Le harcèlement, qu’il soit scolaire ou professionnel, est un fait grave. Il porte atteinte à la dignité, à la santé mentale, et parfois à la vie même de celles et ceux qui le subissent. Il ne peut, en aucun cas, être excusé, minimisé ou relativisé.
Son traitement doit donc comporter une réponse ferme, disciplinaire, institutionnelle, judiciaire (voir sur ce plan la campagne lancée par Technologia pour la modification de la loi sur le harcèlement moral en lien avec plusieurs groupes parlementaires.
Mais pour être efficace, cette réponse ne peut s’arrêter à la seule logique de sanction. Si nous voulons que les situations ne se répètent pas, il faut s’attaquer aux racines systémiques, culturelles et humaines du phénomène. Et parmi ces racines, l’absence de « conscience de soi » joue un rôle majeur, encore trop ignoré dans les politiques de prévention.
Le nécessaire rappel de la responsabilité
Rappelons-le clairement : le harcèlement au travail constitue un délit, inscrit dans le Code pénal. Il doit être documenté, instruit, puni. Mais, comme le constatent de nombreux observateurs et les représentants du personnel, le recours à la justice est coûteux financièrement et humainement, et laisse souvent les victimes seules face à l’épreuve. Les procédures existent, mais les témoins se taisent, les directions tardent, et la peur souvent isole. Le harcèlement se poursuit donc encore trop souvent dans l’ombre, jusqu’à ce que la victime tombe malade ou rompe le lien avec le travail.
Comprendre pour mieux prévenir
S’attaquer aux causes ne signifie pas excuser. Cela signifie empêcher que cela recommence. Or, un encadrant qui harcèle n’est pas toujours un prédateur cynique, mais parfois un professionnel mal formé, sous pression, inconscient de ses pratiques, pris dans une culture managériale toxique. Là encore, le refus de se voir tel qu’on est, alimente le problème. Comme le rappelle Juliette Han, neuroscientifique à Harvard :
« La conscience de soi est la compétence la plus sous-estimée et pourtant la plus importante pour réussir au travail. » Lors d’une interview à la BBC le 21 sept 2023 cette scientifique précisait que « la conscience de soi consiste à se connaitre soi-même et à connaitre son environnement pour savoir comment agir différemment »
Or, cette conscience de soi est rarement développée, évaluée ou même abordée dans les entreprises, tant chez les dirigeants que dans les corps intermédiaires.

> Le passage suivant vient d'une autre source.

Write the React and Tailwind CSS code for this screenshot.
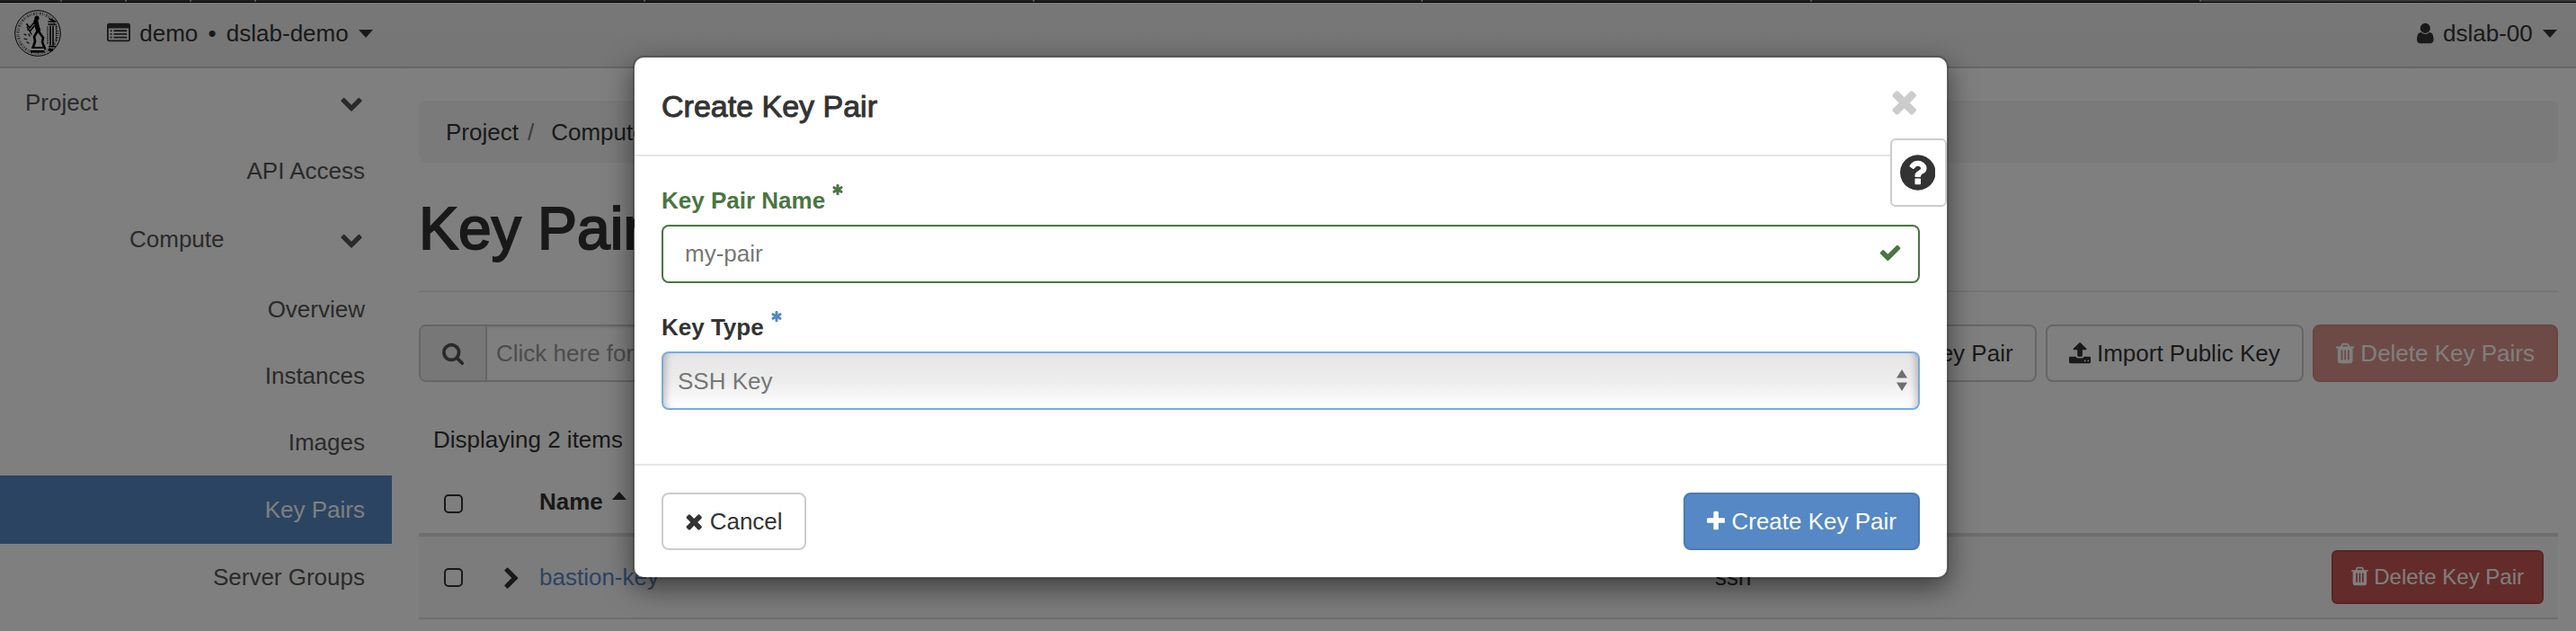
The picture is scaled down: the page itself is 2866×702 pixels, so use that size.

Pourtant, elle est un socle commun de prévention, car elle permet :
- D’identifier ses propres zones d’aveuglement relationnel.
- D’éviter les escalades, les tensions mal gérées, les rapports de domination larvée.
- De remettre en cause ses pratiques quand elles deviennent sources de souffrance.
Un impensé organisationnel : la culture de l’aveuglement
Comme l’a montré la philosophe et psychanalyste Alice Miller, un individu qui n’a jamais eu le droit de construire « une identité digne » devient souvent soit oppresseur, soit victime silencieuse et parfois les deux, successivement. Ces scripts appris tôt dans la vie se rejouent au travail, parfois sous des formes relationnelles insidieuses.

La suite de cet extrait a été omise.